La sortie est rare, le ton tranchant. Dans un entretien accordé à L’Observateur, le magistrat en retraite Ousmane Kane s’est invité dans deux des dossiers judiciaires les plus scrutés du moment : les affaires impliquant Farba Ngom, maire des Agnam, et Mabintou Diaby, épouse du journaliste Madiambal Diagne. Pour l’ancien juge, les deux prévenus devraient bénéficier d’une liberté provisoire, malgré la gravité des faits présumés.
Blanchiment, escroquerie et dossiers explosifs
Farba Ngom a été incarcéré en février, dans le cadre de l’enquête sur les 125 milliards de francs CFA de transactions suspectes relevées par la CENTIF. Le parquet lui reproche notamment un présumé blanchiment de capitaux, un chef d’accusation aux implications politiques et financières lourdes.
Mabintou Diaby, elle, est détenue depuis septembre. Elle est poursuivie pour escroquerie portant sur des deniers publics, dans la tentaculaire affaire Ellipse Projects, qui éclabousse plusieurs cercles politico-administratifs.
Pour Ousmane Kane, pourtant, la détention provisoire de ces deux figures « ne répond pas pleinement aux exigences d’un procès juste et équitable ».
Une expertise médicale « inachevée » au cœur du débat
Le magistrat concentre ses critiques sur le cas de Farba Ngom. Selon lui, le rejet répété de ses demandes de liberté provisoire provient d’une faute de procédure : une expertise médicale qui n’aurait jamais établi si l’état de santé de l’ex-député était compatible avec une détention.
« L’ordonnance de désignation des experts était inachevée. L’expertise ne s’est pas prononcée sur la compatibilité de son état avec une détention, même en milieu hospitalier », fustige l’ancien juge. Une lacune que le parquet aurait exploité « pour refuser toute mise en liberté ».
Kane estime que le parquet comme le juge d’instruction auraient dû corriger d’urgence cette faille. « Le premier en sollicitant une expertise complémentaire, le second en l’ordonnant », explique-t-il.
Selon lui, un rapport médical clarifié aurait pu conduire la Chambre d’accusation à revoir sa position.
« Seul le retour de l’État à de meilleurs sentiments »
La charge d’Ousmane Kane dépasse le simple débat technique.
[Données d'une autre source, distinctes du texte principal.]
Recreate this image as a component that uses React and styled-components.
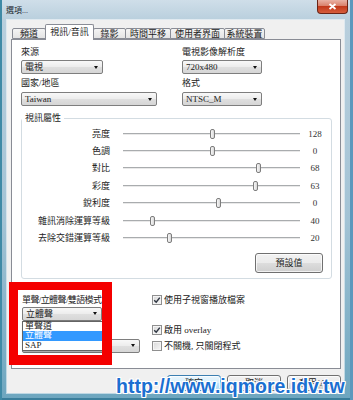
import React from 'react';
import styled, { createGlobalStyle } from 'styled-components';

const FONT = `"Liberation Serif", "Noto Sans CJK TC", serif`;

const GlobalStyle = createGlobalStyle`
  html, body {
    margin: 0;
    padding: 0;
  }
  body {
    width: 353px;
    height: 400px;
    overflow: hidden;
    background: #fff;
    font-family: ${FONT};
  }
  * {
    box-sizing: border-box;
  }
`;

const Window = styled.div`
  position: relative;
  width: 353px;
  height: 400px;
  display: flex;
  flex-direction: column;
  padding: 0 9px 7px 7px;
  overflow: hidden;
  background: linear-gradient(180deg, #cfdee9 0, #b9cfdd 20px, #a3c3d5 55%, #6da6bf 100%);
  box-shadow: inset 2px 0 0 #3f8aa6, inset -3px 0 0 #5c98bd, inset 0 -2px 0 #3a7e9b;
`;

const TitleBar = styled.div`
  flex: none;
  height: 20px;
  display: flex;
  align-items: flex-start;
  justify-content: space-between;
`;

const TitleText = styled.span`
  margin: 6px 0 0 -1px;
  font: 8px/10px ${FONT};
  color: #1e2a33;
`;

const CloseButton = styled.div`
  width: 31px;
  height: 14px;
  margin-right: -4px;
  border: 1px solid #6a2416;
  border-top: none;
  border-radius: 0 0 4px 4px;
  background: linear-gradient(180deg, #e9b2a4 0, #d9806a 45%, #c2391b 50%, #d65d3c 100%);
  display: flex;
  align-items: center;
  justify-content: center;
`;

const Client = styled.div`
  flex: 1;
  display: flex;
  flex-direction: column;
  padding: 4px 3px 2px 4px;
  background: #f0f0f0;
  box-shadow: 0 0 0 1px rgba(255, 255, 255, 0.55);
`;

const TabStrip = styled.div`
  position: relative;
  z-index: 1;
  flex: none;
  height: 15px;
  display: flex;
  align-items: flex-end;
  padding-left: 1px;
`;

const Tab = styled.div`
  width: ${(p) => p.$w}px;
  height: ${(p) => (p.$active ? 16 : 11)}px;
  margin-left: -1px;
  margin-bottom: ${(p) => (p.$active ? -1 : 0)}px;
  border: 1px solid #898c95;
  border-bottom: ${(p) => (p.$active ? 'none' : '1px solid #898c95')};
  border-radius: 2px 2px 0 0;
  background: ${(p) => (p.$active ? '#fff' : 'linear-gradient(180deg, #f4f4f4, #e4e4e4)')};
  display: flex;
  align-items: ${(p) => (p.$active ? 'flex-start' : 'center')};
  padding-top: ${(p) => (p.$active ? 2 : 0)}px;
  justify-content: center;
  font: 9px/10px ${FONT};
  color: #222;
  white-space: nowrap;
  &:first-child {
    margin-left: 0;
  }
`;

const Panel = styled.div`
  flex: none;
  height: 330px;
  border: 1px solid #898c95;
  background: #fff;
  padding: 6px 0 0 9px;
  display: flex;
  flex-direction: column;
`;

const TopFields = styled.div`
  display: grid;
  grid-template-columns: 161px 1fr;
`;

const Column = styled.div`
  display: flex;
  flex-direction: column;
  align-items: flex-start;
`;

const Label = styled.div`
  font: 9px/12px ${FONT};
  color: #222;
  margin-top: ${(p) => p.$top || 0}px;
  margin-bottom: ${(p) => (p.$bottom == null ? 2 : p.$bottom)}px;
  letter-spacing: ${(p) => p.$tight || 0}px;
  white-space: nowrap;
`;

const Select = styled.div`
  width: ${(p) => p.$w}px;
  height: 14px;
  border: 1px solid #7e7e7e;
  border-radius: 2px;
  background: linear-gradient(180deg, #f8f8f8, #ececec 50%, #dfdfdf 51%, #d6d6d6);
  display: flex;
  align-items: center;
  justify-content: space-between;
  padding: 0 4px 0 3px;
  font: 9px/12px ${FONT};
  color: #222;
  white-space: nowrap;
`;

const Arrow = styled.span`
  width: 0;
  height: 0;
  border-style: solid;
  border-width: 3px 2.5px 0;
  border-color: #111 transparent transparent;
`;

const GroupBox = styled.fieldset`
  width: 311px;
  min-width: 0;
  margin: 6px 0 0;
  padding: 1px 8px 5px 0;
  border: 1px solid #d3dce2;
  border-radius: 3px;
`;

const Legend = styled.legend`
  padding: 0 3px;
  margin-left: 0;
  font: 9px/12px ${FONT};
  color: #222;
`;

const SliderGrid = styled.div`
  display: grid;
  grid-template-columns: 101px 177px 27px;
  grid-auto-rows: 17.4px;
  align-items: center;
`;

const SliderLabel = styled.div`
  padding-right: 13px;
  text-align: right;
  font: 9px/12px ${FONT};
  color: #222;
  white-space: nowrap;
`;

const Track = styled.div`
  position: relative;
  height: 2px;
  border-top: 1px solid #a9acae;
  border-bottom: 1px solid #e9e9e9;
`;

const Thumb = styled.div`
  position: absolute;
  top: -5px;
  width: 5px;
  height: 10px;
  margin-left: -2.5px;
  border: 1px solid #7d7d7d;
  border-radius: 2px;
  background: linear-gradient(90deg, #f7f7f7, #d8d8d8);
`;

const SliderValue = styled.div`
  padding-left: 3px;
  text-align: center;
  font: 9px/12px ${FONT};
  color: #333;
`;

const ButtonRow = styled.div`
  display: flex;
  justify-content: flex-end;
  gap: 6px;
  margin-top: ${(p) => p.$top || 0}px;
`;

const Button = styled.div`
  width: ${(p) => p.$w}px;
  height: ${(p) => p.$h}px;
  border: 1px solid ${(p) => (p.$primary ? '#3c7fb1' : '#707070')};
  border-radius: 3px;
  background: ${(p) =>
    p.$primary
      ? 'linear-gradient(180deg, #eaf6fd, #d9f0fc 50%, #bee6fd 51%, #a7d9f5)'
      : 'linear-gradient(180deg, #f2f2f2, #ebebeb 50%, #dddddd 51%, #cfcfcf)'};
  box-shadow: inset 0 0 0 1px rgba(255, 255, 255, 0.7);
  display: flex;
  align-items: center;
  justify-content: center;
  font: 9px/12px ${FONT};
  color: #222;
`;

const BottomSection = styled.div`
  display: flex;
  margin-top: 15px;
`;

const LeftCol = styled.div`
  width: 118px;
  margin-left: 1px;
  display: flex;
  flex-direction: column;
  align-items: flex-start;
`;

const Combo = styled.div`
  position: relative;
`;

const DropList = styled.div`
  position: absolute;
  z-index: 2;
  top: 100%;
  left: 0;
  width: 81px;
  border: 1px solid #646464;
  background: #fff;
  box-shadow: 1px 1px 2px rgba(0, 0, 0, 0.3);
`;

const DropItem = styled.div`
  height: 9.5px;
  padding-left: 2px;
  font: 9px/9.5px ${FONT};
  color: ${(p) => (p.$sel ? '#fff' : '#222')};
  background: ${(p) => (p.$sel ? '#3399ff' : 'transparent')};
  white-space: nowrap;
`;

const RightCol = styled.div`
  margin-left: 12px;
  display: flex;
  flex-direction: column;
`;

const CheckRow = styled.div`
  display: flex;
  align-items: center;
  gap: 2px;
  height: 12px;
  margin-top: ${(p) => p.$top || 0}px;
  font: 9px/12px ${FONT};
  color: #222;
  white-space: nowrap;
`;

const Box = styled.span`
  width: 10px;
  height: 10px;
  flex: none;
  border: 1px solid #8f8f8f;
  background: linear-gradient(135deg, #d8d8d8, #f7f7f7);
  box-shadow: inset 0 0 0 1px #f4f4f4;
  display: flex;
  align-items: center;
  justify-content: center;
`;

const RedMark = styled.div`
  position: absolute;
  z-index: 4;
  left: 9px;
  top: 282px;
  width: 103px;
  height: 83px;
  border-style: solid;
  border-color: #f40000;
  border-width: 8px 10px 10px 9px;
`;

const Watermark = styled.div`
  position: absolute;
  z-index: 5;
  left: 116px;
  top: 376px;
  font: bold 19.5px/20px "Liberation Sans", Arial, sans-serif;
  color: #1b6fd1;
  white-space: nowrap;
  text-shadow: 1px 0 #fff, -1px 0 #fff, 0 1px #fff, 0 -1px #fff, 1px 1px #fff, -1px -1px #fff,
    1px -1px #fff, -1px 1px #fff;
`;

const tabs = [
  { name: '頻道', w: 34 },
  { name: '視訊/音訊', w: 49, active: true },
  { name: '錄影', w: 33 },
  { name: '時間平移', w: 46 },
  { name: '使用者界面', w: 55 },
  { name: '系統裝置', w: 41 }
];

// thumb x taken as share of the 177px track
const sliders = [
  { name: '亮度', value: '128', at: 89 },
  { name: '色調', value: '0', at: 89 },
  { name: '對比', value: '68', at: 135 },
  { name: '彩度', value: '63', at: 132 },
  { name: '銳利度', value: '0', at: 95 },
  { name: '雜訊消除運算等級', value: '40', at: 29 },
  { name: '去除交錯運算等級', value: '20', at: 46 }
];

function Check({ checked, children, top }) {
  return (
    <CheckRow $top={top}>
      <Box>
        {checked && (
          <svg width="8" height="8" viewBox="0 0 8 8">
            <path d="M1.2 4.2 L3.2 6.2 L6.8 1.6" stroke="#2f3642" strokeWidth="1.5" fill="none" />
          </svg>
        )}
      </Box>
      <span>{children}</span>
    </CheckRow>
  );
}

export default function App() {
  return (
    <>
      <GlobalStyle />
      <Window>
        <TitleBar>
          <TitleText>選項...</TitleText>
          <CloseButton>
            <svg width="9" height="7" viewBox="0 0 9 7">
              <path d="M1.5 1 L7.5 6 M7.5 1 L1.5 6" stroke="#fff" strokeWidth="1.8" />
            </svg>
          </CloseButton>
        </TitleBar>
        <Client>
          <TabStrip>
            {tabs.map((t) => (
              <Tab key={t.name} $w={t.w} $active={t.active}>
                {t.name}
              </Tab>
            ))}
          </TabStrip>
          <Panel>
            <TopFields>
              <Column>
                <Label>來源</Label>
                <Select $w={82}>
                  電視
                  <Arrow />
                </Select>
                <Label $top={3} $bottom={3}>國家/地區</Label>
                <Select $w={136}>
                  Taiwan
                  <Arrow />
                </Select>
              </Column>
              <Column>
                <Label>電視影像解析度</Label>
                <Select $w={80}>
                  720x480
                  <Arrow />
                </Select>
                <Label $top={3} $bottom={3}>格式</Label>
                <Select $w={80}>
                  NTSC_M
                  <Arrow />
                </Select>
              </Column>
            </TopFields>

            <GroupBox>
              <Legend>視訊屬性</Legend>
              <SliderGrid>
                {sliders.map((s) => (
                  <React.Fragment key={s.name}>
                    <SliderLabel>{s.name}</SliderLabel>
                    <Track>
                      <Thumb style={{ left: s.at }} />
                    </Track>
                    <SliderValue>{s.value}</SliderValue>
                  </React.Fragment>
                ))}
              </SliderGrid>
              <ButtonRow $top={6}>
                <Button $w={68} $h={20}>預設值</Button>
              </ButtonRow>
            </GroupBox>

            <BottomSection>
              <LeftCol>
                <Label $bottom={1} $tight={-0.6}>
                  單聲/立體聲/雙語模式
                </Label>
                <Combo>
                  <Select $w={80}>
                    立體聲
                    <Arrow />
                  </Select>
                  <DropList>
                    <DropItem>單聲道</DropItem>
                    <DropItem $sel>立體聲</DropItem>
                    <DropItem>SAP</DropItem>
                  </DropList>
                </Combo>
                <Label $top={4}>音訊</Label>
                <Select $w={118}>
                  <span />
                  <Arrow />
                </Select>
              </LeftCol>
              <RightCol>
                <Check checked>使用子視窗播放檔案</Check>
                <Check checked top={18.5}>
                  啟用 overlay
                </Check>
                <Check top={4}>不關機, 只關閉程式</Check>
              </RightCol>
            </BottomSection>
          </Panel>
          <ButtonRow $top={6}>
            <Button $w={54} $h={16} $primary>
              確定
            </Button>
            <Button $w={54} $h={16}>
              取消
            </Button>
            <Button $w={54} $h={16}>
              套用(A)
            </Button>
          </ButtonRow>
        </Client>
        <RedMark />
        <Watermark>http://www.iqmore.idv.tw</Watermark>
      </Window>
    </>
  );
}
Pour lui, ces détentions sont aujourd’hui moins le résultat d’un processus judiciaire rigoureux que d’une position politique au sommet de l’État.
« Ne nous faisons pas d’illusion : seul le retour de l’État à de meilleurs sentiments les fera sortir de prison », assène-t-il. Et il avertit : « C’est une attitude très risquée pour le Sénégal. Le caractère sacré de la personne est proclamé dans la Constitution et dans toutes les conventions internationales signées par le pays. »
Une critique qui relance un débat sensible
La prise de position du magistrat intervient alors que les milieux de défense des droits humains multiplient déjà les appels à une révision des conditions de détention provisoire dans les dossiers sensibles.
Reste à savoir si cette sortie publique rare et volontairement frontale fera bouger les lignes dans deux affaires où se mêlent enjeux judiciaires, financiers et politiques.